For aspiring writers and filmmakers, the biggest takeaway is not “copy Tarantino.” Please do not fill your script with hitmen discussing sandwiches unless you have a fresh reason. The real lesson is specificity. Tarantino knows what he loves, and he builds worlds from those obsessions. His movies remind creators that voice comes from taste, memory, rhythm, and confidence. You do not need a 70mm camera, a trunk shot, or a warehouse full of fake blood to learn from him. You need curiosity, discipline, and the courage to make scenes sound like they could only come from you.
Conclusion
The best behind-the-scenes facts about Tarantino movies reveal a filmmaker obsessed with cinema history, performance, music, format, and atmosphere. From the small-budget rise of Reservoir Dogs to the handcrafted 1969 Los Angeles of Once Upon a Time in Hollywood, Tarantino’s films are built with a rare mix of movie-geek enthusiasm and old-school craftsmanship. His productions can be messy, intense, controversial, and brilliant, sometimes all before lunch.

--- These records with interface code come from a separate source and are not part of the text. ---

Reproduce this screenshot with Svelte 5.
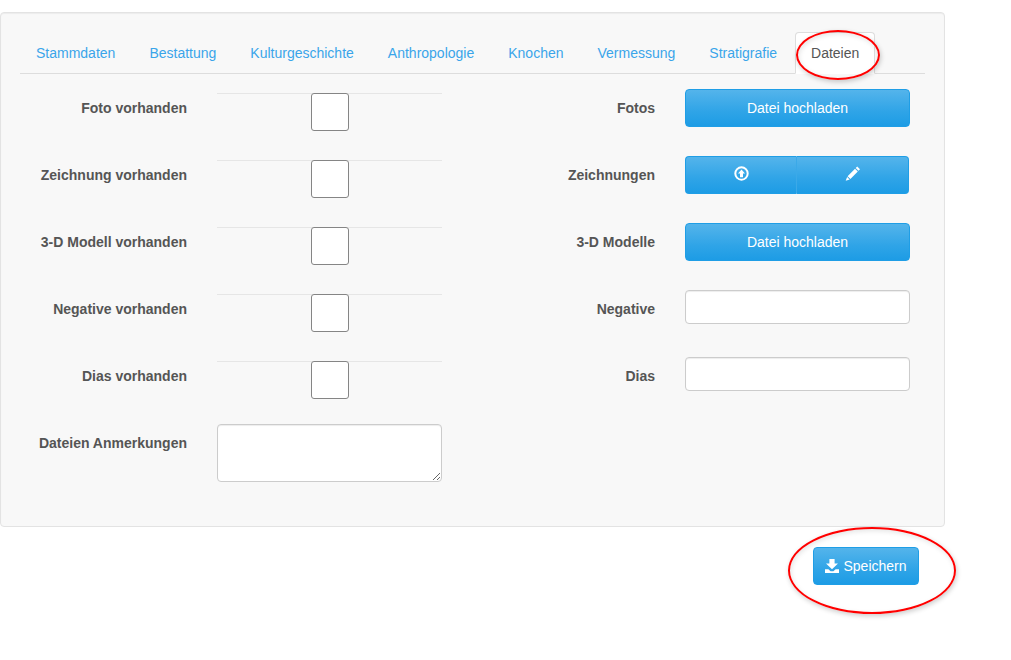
<script>
	const tabs = ['Stammdaten', 'Bestattung', 'Kulturgeschichte', 'Anthropologie', 'Knochen', 'Vermessung', 'Stratigrafie', 'Dateien'];
	const active = 'Dateien';

	const rows = [
		{ check: 'Foto vorhanden', label: 'Fotos', type: 'upload' },
		{ check: 'Zeichnung vorhanden', label: 'Zeichnungen', type: 'group' },
		{ check: '3-D Modell vorhanden', label: '3-D Modelle', type: 'upload' },
		{ check: 'Negative vorhanden', label: 'Negative', type: 'input' },
		{ check: 'Dias vorhanden', label: 'Dias', type: 'input' }
	];
</script>

<div class="page">
	<section class="well">
		<ul class="tabs">
			{#each tabs as tab}
				<li class="tab" class:active={tab === active}>
					{tab}
					{#if tab === active}
						<span class="ring tab-ring"></span>
					{/if}
				</li>
			{/each}
		</ul>

		<div class="form">
			{#each rows as row}
				<div class="label">{row.check}</div>
				<div class="check-wrap"><input class="check" type="checkbox" /></div>
				<div class="label">{row.label}</div>
				<div>
					{#if row.type === 'upload'}
						<button class="btn wide">Datei hochladen</button>
					{:else if row.type === 'group'}
						<div class="btn-group">
							<button class="btn seg first" aria-label="Hochladen">
								<svg width="15" height="15" viewBox="0 0 15 15">
									<circle cx="7.5" cy="7.5" r="6.2" fill="none" stroke="#fff" stroke-width="2" />
									<path d="M7.5 3.4 11 7.4H9V11.2H6V7.4H4Z" fill="#fff" />
								</svg>
							</button>
							<button class="btn seg" aria-label="Bearbeiten">
								<svg width="16" height="15" viewBox="0 0 16 15">
									<path d="M12.2.6 15 3.3 13.5 4.8 10.7 2.1ZM10 2.8 12.8 5.5 5.4 12.9 2.6 10.2ZM2.1 10.9 4.7 13.5 .7 14.7Z" fill="#fff" />
								</svg>
							</button>
						</div>
					{:else}
						<input class="text" type="text" />
					{/if}
				</div>
			{/each}
			<div class="label">Dateien Anmerkungen</div>
			<div><textarea class="area"></textarea></div>
		</div>
	</section>

	<div class="actions">
		<div class="save-wrap">
			<button class="btn save">
				<svg width="14" height="14" viewBox="0 0 14 14">
					<path d="M4.4 0H9.6V4.6H13L7 10.2 1 4.6H4.4ZM0 10.2H3.4L5.6 12.2H8.4L10.6 10.2H14V14H0Z" fill="#fff" />
				</svg>
				Speichern
			</button>
			<span class="ring save-ring"></span>
		</div>
	</div>
</div>

<style>
	:global(body) {
		font-family: 'Liberation Sans', Arial, sans-serif;
		font-size: 14px;
		line-height: 20px;
		color: #555;
		background: #fff;
	}

	.page {
		width: 945px;
		padding-top: 12px;
	}

	.well {
		box-sizing: border-box;
		height: 515px;
		padding: 19px;
		background: #f8f8f8;
		border: 1px solid #e3e3e3;
		border-radius: 4px;
		box-shadow: inset 0 1px 1px rgba(0, 0, 0, 0.05);
	}

	.tabs {
		display: flex;
		gap: 2px;
		margin: 0 0 15px;
		padding: 0;
		list-style: none;
		border-bottom: 1px solid #ddd;
		height: 41px;
	}

	.tab {
		position: relative;
		height: 20px;
		padding: 10px 15px;
		border: 1px solid transparent;
		border-radius: 4px 4px 0 0;
		color: #3aa5ea;
	}

	.tab.active {
		color: #555;
		background: #fff;
		border-color: #ddd #ddd transparent;
	}

	.ring {
		position: absolute;
		box-sizing: border-box;
		border: 2px solid #f00;
		border-radius: 50%;
		box-shadow: 1px 2px 5px rgba(0, 0, 0, 0.2), inset 1px 2px 5px rgba(0, 0, 0, 0.1);
		pointer-events: none;
	}

	.tab-ring {
		left: 0;
		top: -3px;
		width: 84px;
		height: 50px;
	}

	.save-wrap {
		position: relative;
		height: 38px;
	}

	.save-ring {
		left: -25px;
		top: -20px;
		width: 168px;
		height: 87px;
	}

	.form {
		display: grid;
		grid-template-columns: 167px 225px 183px 225px;
		grid-auto-rows: 67px;
		column-gap: 30px;
	}

	.label {
		padding-top: 9px;
		font-weight: 700;
		text-align: right;
	}

	.check-wrap {
		display: flex;
		justify-content: center;
		box-sizing: border-box;
		height: 38px;
		margin-top: 4px;
		border-top: 1px solid #e6e6e6;
	}

	.check {
		appearance: none;
		box-sizing: border-box;
		width: 38px;
		height: 38px;
		margin: -1px 0 0;
		background: #fff;
		border: 1px solid #858585;
		border-radius: 3px;
	}

	.btn {
		box-sizing: border-box;
		height: 38px;
		padding: 0;
		font: inherit;
		color: #fff;
		background: linear-gradient(#54b4eb, #2fa4e7 60%, #1d9ce5);
		border: 1px solid #1f9ee6;
		border-radius: 4px;
	}

	.wide {
		display: block;
		width: 225px;
	}

	.btn-group {
		display: flex;
		width: 224px;
	}

	.seg {
		flex: 1;
		display: flex;
		align-items: center;
		justify-content: center;
		padding-bottom: 3px;
		border-radius: 0 4px 4px 0;
	}

	.seg.first {
		flex: 0 0 111px;
		border-right: 0;
		border-radius: 4px 0 0 4px;
	}

	.seg:not(.first) {
		border-left-color: #3ba9e8;
	}

	.text {
		display: block;
		box-sizing: border-box;
		width: 225px;
		height: 34px;
		margin: 0;
		background: #fff;
		border: 1px solid #ccc;
		border-radius: 4px;
		box-shadow: inset 0 1px 1px rgba(0, 0, 0, 0.075);
	}

	.area {
		display: block;
		box-sizing: border-box;
		width: 225px;
		height: 58px;
		margin: 0;
		background: #fff;
		border: 1px solid #ccc;
		border-radius: 4px;
		box-shadow: inset 0 1px 1px rgba(0, 0, 0, 0.075);
	}

	.actions {
		display: flex;
		justify-content: flex-end;
		padding: 20px 26px 40px 0;
	}

	.save {
		display: flex;
		align-items: center;
		justify-content: center;
		gap: 4px;
		width: 106px;
	}
</style>
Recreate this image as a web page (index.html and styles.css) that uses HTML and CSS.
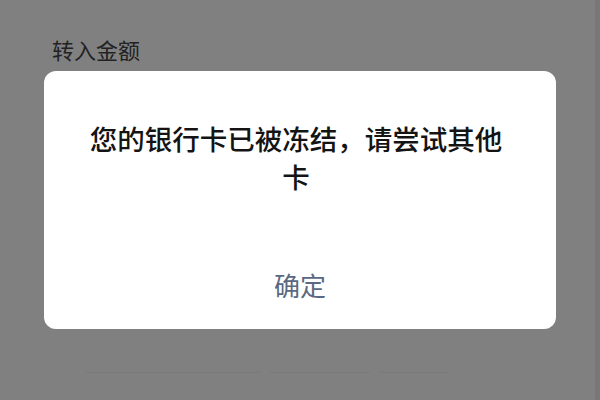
FILE: index.html
```html
<!DOCTYPE html>
<html lang="zh-CN">
<head>
<meta charset="utf-8">
<link rel="stylesheet" href="styles.css">
</head>
<body>
<div class="screen">
  <div class="main">
    <div class="label">转入金额</div>
    <div class="dialog">
      <div class="message">您的银行卡已被冻结，请尝试其他卡</div>
      <div class="action">确定</div>
    </div>
    <div class="ghost">
      <span class="g1"></span>
      <span class="g2"></span>
      <span class="g3"></span>
    </div>
  </div>
  <div class="edge"></div>
</div>
</body>
</html>
```
FILE: styles.css
```css
html, body {
  margin: 0;
  padding: 0;
  width: 600px;
  height: 400px;
  overflow: hidden;
  background: #808080;
  font-family: "Noto Sans CJK SC", "Noto Sans", sans-serif;
}
.screen {
  display: flex;
  width: 600px;
  height: 400px;
}
.main {
  flex: 1;
  display: flex;
  flex-direction: column;
  padding-left: 44px;
}
.edge {
  width: 5px;
  background: #787878;
}
.label {
  margin-top: 34px;
  margin-left: 8px;
  height: 37px;
  font-size: 22px;
  line-height: 30px;
  color: #222222;
}
.dialog {
  width: 512px;
  height: 258px;
  background: #ffffff;
  border-radius: 12px;
  display: flex;
  flex-direction: column;
}
.message {
  height: 123px;
  padding: 48px 47px 0 39px;
  font-size: 27.5px;
  line-height: 38px;
  font-weight: 500;
  color: #141414;
  text-align: center;
}
.action {
  flex: 1;
  display: flex;
  align-items: center;
  justify-content: center;
  font-size: 26px;
  color: #5a6882;
  padding-bottom: 2px;
}
.ghost {
  display: flex;
  align-items: flex-end;
  gap: 10px;
  margin-top: 32px;
  margin-left: 42px;
  height: 12px;
}
.ghost span {
  display: block;
  height: 1px;
  background: #7a7a7a;
}
.g1 { width: 174px; }
.g2 { width: 100px; }
.g3 { width: 68px; }
```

What keeps audiences returning is not only the violence or the dialogue, but the feeling that every detail has been chosen by someone who loves movies with unreasonable intensity. Tarantino’s filmography is a reminder that cinema is made of scripts, actors, lenses, sets, accidents, arguments, music cues, and thousands of tiny decisions that somehow become magic when the lights go down.